● **Dataset extract**:
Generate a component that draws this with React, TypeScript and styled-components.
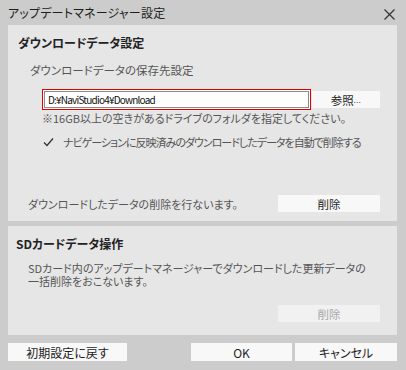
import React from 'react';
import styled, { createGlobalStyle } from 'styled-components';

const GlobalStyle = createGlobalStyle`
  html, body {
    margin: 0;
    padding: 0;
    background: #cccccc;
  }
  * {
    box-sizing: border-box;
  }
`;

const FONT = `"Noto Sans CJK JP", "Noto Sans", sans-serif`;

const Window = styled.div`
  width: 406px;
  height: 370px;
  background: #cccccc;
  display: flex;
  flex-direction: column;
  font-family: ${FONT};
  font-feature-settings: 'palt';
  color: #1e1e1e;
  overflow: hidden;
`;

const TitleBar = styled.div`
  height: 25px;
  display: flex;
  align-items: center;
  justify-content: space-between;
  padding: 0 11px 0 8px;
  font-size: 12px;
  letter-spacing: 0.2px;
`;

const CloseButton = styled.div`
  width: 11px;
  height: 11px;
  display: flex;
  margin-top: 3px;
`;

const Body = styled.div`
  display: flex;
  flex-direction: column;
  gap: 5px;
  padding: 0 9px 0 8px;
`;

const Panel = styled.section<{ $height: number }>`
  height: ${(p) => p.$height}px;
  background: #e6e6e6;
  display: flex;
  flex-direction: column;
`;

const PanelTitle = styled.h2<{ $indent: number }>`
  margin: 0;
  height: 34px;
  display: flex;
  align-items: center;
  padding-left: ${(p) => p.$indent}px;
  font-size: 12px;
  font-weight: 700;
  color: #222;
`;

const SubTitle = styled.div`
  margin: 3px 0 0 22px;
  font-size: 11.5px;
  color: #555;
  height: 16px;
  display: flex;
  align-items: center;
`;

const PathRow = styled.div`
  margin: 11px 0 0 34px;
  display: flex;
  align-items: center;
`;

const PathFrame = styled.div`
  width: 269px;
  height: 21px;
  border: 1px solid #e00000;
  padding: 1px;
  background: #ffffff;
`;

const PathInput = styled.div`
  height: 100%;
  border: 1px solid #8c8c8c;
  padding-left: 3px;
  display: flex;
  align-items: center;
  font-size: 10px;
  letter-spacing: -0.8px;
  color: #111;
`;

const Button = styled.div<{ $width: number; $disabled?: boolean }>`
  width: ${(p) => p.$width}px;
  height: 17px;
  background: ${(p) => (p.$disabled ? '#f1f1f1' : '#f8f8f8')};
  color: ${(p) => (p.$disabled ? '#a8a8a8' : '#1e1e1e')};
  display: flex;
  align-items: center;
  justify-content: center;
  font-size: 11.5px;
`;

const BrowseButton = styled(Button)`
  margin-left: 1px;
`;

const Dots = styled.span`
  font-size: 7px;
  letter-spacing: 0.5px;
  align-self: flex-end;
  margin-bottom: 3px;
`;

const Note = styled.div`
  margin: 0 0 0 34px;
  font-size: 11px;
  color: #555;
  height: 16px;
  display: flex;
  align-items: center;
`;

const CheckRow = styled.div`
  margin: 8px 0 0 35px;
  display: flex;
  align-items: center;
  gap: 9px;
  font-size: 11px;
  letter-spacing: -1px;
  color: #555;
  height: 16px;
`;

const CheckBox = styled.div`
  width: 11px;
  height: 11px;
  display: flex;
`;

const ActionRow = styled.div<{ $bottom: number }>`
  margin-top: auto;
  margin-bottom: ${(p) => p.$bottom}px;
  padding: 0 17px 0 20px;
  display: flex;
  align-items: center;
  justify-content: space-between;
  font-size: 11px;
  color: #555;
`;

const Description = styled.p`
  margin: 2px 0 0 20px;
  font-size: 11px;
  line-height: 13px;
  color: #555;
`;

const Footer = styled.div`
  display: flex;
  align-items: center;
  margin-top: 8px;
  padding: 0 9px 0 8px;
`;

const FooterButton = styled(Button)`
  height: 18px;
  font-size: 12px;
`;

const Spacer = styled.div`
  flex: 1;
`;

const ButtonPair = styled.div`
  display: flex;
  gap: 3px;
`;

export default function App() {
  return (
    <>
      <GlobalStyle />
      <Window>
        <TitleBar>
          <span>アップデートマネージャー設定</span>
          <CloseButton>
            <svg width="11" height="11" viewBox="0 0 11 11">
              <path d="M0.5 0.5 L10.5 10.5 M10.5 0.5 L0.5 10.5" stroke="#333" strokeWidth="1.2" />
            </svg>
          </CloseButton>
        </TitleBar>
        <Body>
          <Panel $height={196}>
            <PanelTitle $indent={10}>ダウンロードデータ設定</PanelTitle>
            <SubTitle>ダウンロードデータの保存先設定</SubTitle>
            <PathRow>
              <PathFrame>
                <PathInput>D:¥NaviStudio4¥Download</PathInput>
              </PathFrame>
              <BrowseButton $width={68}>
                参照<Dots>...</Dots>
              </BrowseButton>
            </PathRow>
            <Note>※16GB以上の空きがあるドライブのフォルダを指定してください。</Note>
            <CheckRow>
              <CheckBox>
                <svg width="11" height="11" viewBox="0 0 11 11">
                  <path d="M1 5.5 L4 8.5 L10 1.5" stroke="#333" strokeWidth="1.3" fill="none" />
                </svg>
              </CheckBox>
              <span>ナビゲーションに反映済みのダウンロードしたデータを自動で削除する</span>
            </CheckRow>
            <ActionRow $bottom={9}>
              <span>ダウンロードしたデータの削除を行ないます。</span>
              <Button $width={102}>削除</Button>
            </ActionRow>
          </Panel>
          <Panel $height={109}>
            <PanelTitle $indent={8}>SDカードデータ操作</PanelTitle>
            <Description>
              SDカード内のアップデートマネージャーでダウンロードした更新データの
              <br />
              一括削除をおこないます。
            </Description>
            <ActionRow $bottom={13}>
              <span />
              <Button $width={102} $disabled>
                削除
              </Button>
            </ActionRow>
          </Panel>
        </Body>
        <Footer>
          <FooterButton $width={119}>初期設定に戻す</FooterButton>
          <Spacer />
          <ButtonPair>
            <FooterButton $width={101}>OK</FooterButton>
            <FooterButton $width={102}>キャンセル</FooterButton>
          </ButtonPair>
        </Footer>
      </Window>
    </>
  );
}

● **Exercise**: The data should be printed again unchanged; leave its pictures out.

● **Right answer**:
Generate a component that draws this with React, TypeScript and styled-components.
import React from 'react';
import styled, { createGlobalStyle } from 'styled-components';

const GlobalStyle = createGlobalStyle`
  html, body {
    margin: 0;
    padding: 0;
    background: #cccccc;
  }
  * {
    box-sizing: border-box;
  }
`;

const FONT = `"Noto Sans CJK JP", "Noto Sans", sans-serif`;

const Window = styled.div`
  width: 406px;
  height: 370px;
  background: #cccccc;
  display: flex;
  flex-direction: column;
  font-family: ${FONT};
  font-feature-settings: 'palt';
  color: #1e1e1e;
  overflow: hidden;
`;

const TitleBar = styled.div`
  height: 25px;
  display: flex;
  align-items: center;
  justify-content: space-between;
  padding: 0 11px 0 8px;
  font-size: 12px;
  letter-spacing: 0.2px;
`;

const CloseButton = styled.div`
  width: 11px;
  height: 11px;
  display: flex;
  margin-top: 3px;
`;

const Body = styled.div`
  display: flex;
  flex-direction: column;
  gap: 5px;
  padding: 0 9px 0 8px;
`;

const Panel = styled.section<{ $height: number }>`
  height: ${(p) => p.$height}px;
  background: #e6e6e6;
  display: flex;
  flex-direction: column;
`;

const PanelTitle = styled.h2<{ $indent: number }>`
  margin: 0;
  height: 34px;
  display: flex;
  align-items: center;
  padding-left: ${(p) => p.$indent}px;
  font-size: 12px;
  font-weight: 700;
  color: #222;
`;

const SubTitle = styled.div`
  margin: 3px 0 0 22px;
  font-size: 11.5px;
  color: #555;
  height: 16px;
  display: flex;
  align-items: center;
`;

const PathRow = styled.div`
  margin: 11px 0 0 34px;
  display: flex;
  align-items: center;
`;

const PathFrame = styled.div`
  width: 269px;
  height: 21px;
  border: 1px solid #e00000;
  padding: 1px;
  background: #ffffff;
`;

const PathInput = styled.div`
  height: 100%;
  border: 1px solid #8c8c8c;
  padding-left: 3px;
  display: flex;
  align-items: center;
  font-size: 10px;
  letter-spacing: -0.8px;
  color: #111;
`;

const Button = styled.div<{ $width: number; $disabled?: boolean }>`
  width: ${(p) => p.$width}px;
  height: 17px;
  background: ${(p) => (p.$disabled ? '#f1f1f1' : '#f8f8f8')};
  color: ${(p) => (p.$disabled ? '#a8a8a8' : '#1e1e1e')};
  display: flex;
  align-items: center;
  justify-content: center;
  font-size: 11.5px;
`;

const BrowseButton = styled(Button)`
  margin-left: 1px;
`;

const Dots = styled.span`
  font-size: 7px;
  letter-spacing: 0.5px;
  align-self: flex-end;
  margin-bottom: 3px;
`;

const Note = styled.div`
  margin: 0 0 0 34px;
  font-size: 11px;
  color: #555;
  height: 16px;
  display: flex;
  align-items: center;
`;

const CheckRow = styled.div`
  margin: 8px 0 0 35px;
  display: flex;
  align-items: center;
  gap: 9px;
  font-size: 11px;
  letter-spacing: -1px;
  color: #555;
  height: 16px;
`;

const CheckBox = styled.div`
  width: 11px;
  height: 11px;
  display: flex;
`;

const ActionRow = styled.div<{ $bottom: number }>`
  margin-top: auto;
  margin-bottom: ${(p) => p.$bottom}px;
  padding: 0 17px 0 20px;
  display: flex;
  align-items: center;
  justify-content: space-between;
  font-size: 11px;
  color: #555;
`;

const Description = styled.p`
  margin: 2px 0 0 20px;
  font-size: 11px;
  line-height: 13px;
  color: #555;
`;

const Footer = styled.div`
  display: flex;
  align-items: center;
  margin-top: 8px;
  padding: 0 9px 0 8px;
`;

const FooterButton = styled(Button)`
  height: 18px;
  font-size: 12px;
`;

const Spacer = styled.div`
  flex: 1;
`;

const ButtonPair = styled.div`
  display: flex;
  gap: 3px;
`;

export default function App() {
  return (
    <>
      <GlobalStyle />
      <Window>
        <TitleBar>
          <span>アップデートマネージャー設定</span>
          <CloseButton>
            <svg width="11" height="11" viewBox="0 0 11 11">
              <path d="M0.5 0.5 L10.5 10.5 M10.5 0.5 L0.5 10.5" stroke="#333" strokeWidth="1.2" />
            </svg>
          </CloseButton>
        </TitleBar>
        <Body>
          <Panel $height={196}>
            <PanelTitle $indent={10}>ダウンロードデータ設定</PanelTitle>
            <SubTitle>ダウンロードデータの保存先設定</SubTitle>
            <PathRow>
              <PathFrame>
                <PathInput>D:¥NaviStudio4¥Download</PathInput>
              </PathFrame>
              <BrowseButton $width={68}>
                参照<Dots>...</Dots>
              </BrowseButton>
            </PathRow>
            <Note>※16GB以上の空きがあるドライブのフォルダを指定してください。</Note>
            <CheckRow>
              <CheckBox>
                <svg width="11" height="11" viewBox="0 0 11 11">
                  <path d="M1 5.5 L4 8.5 L10 1.5" stroke="#333" strokeWidth="1.3" fill="none" />
                </svg>
              </CheckBox>
              <span>ナビゲーションに反映済みのダウンロードしたデータを自動で削除する</span>
            </CheckRow>
            <ActionRow $bottom={9}>
              <span>ダウンロードしたデータの削除を行ないます。</span>
              <Button $width={102}>削除</Button>
            </ActionRow>
          </Panel>
          <Panel $height={109}>
            <PanelTitle $indent={8}>SDカードデータ操作</PanelTitle>
            <Description>
              SDカード内のアップデートマネージャーでダウンロードした更新データの
              <br />
              一括削除をおこないます。
            </Description>
            <ActionRow $bottom={13}>
              <span />
              <Button $width={102} $disabled>
                削除
              </Button>
            </ActionRow>
          </Panel>
        </Body>
        <Footer>
          <FooterButton $width={119}>初期設定に戻す</FooterButton>
          <Spacer />
          <ButtonPair>
            <FooterButton $width={101}>OK</FooterButton>
            <FooterButton $width={102}>キャンセル</FooterButton>
          </ButtonPair>
        </Footer>
      </Window>
    </>
  );
}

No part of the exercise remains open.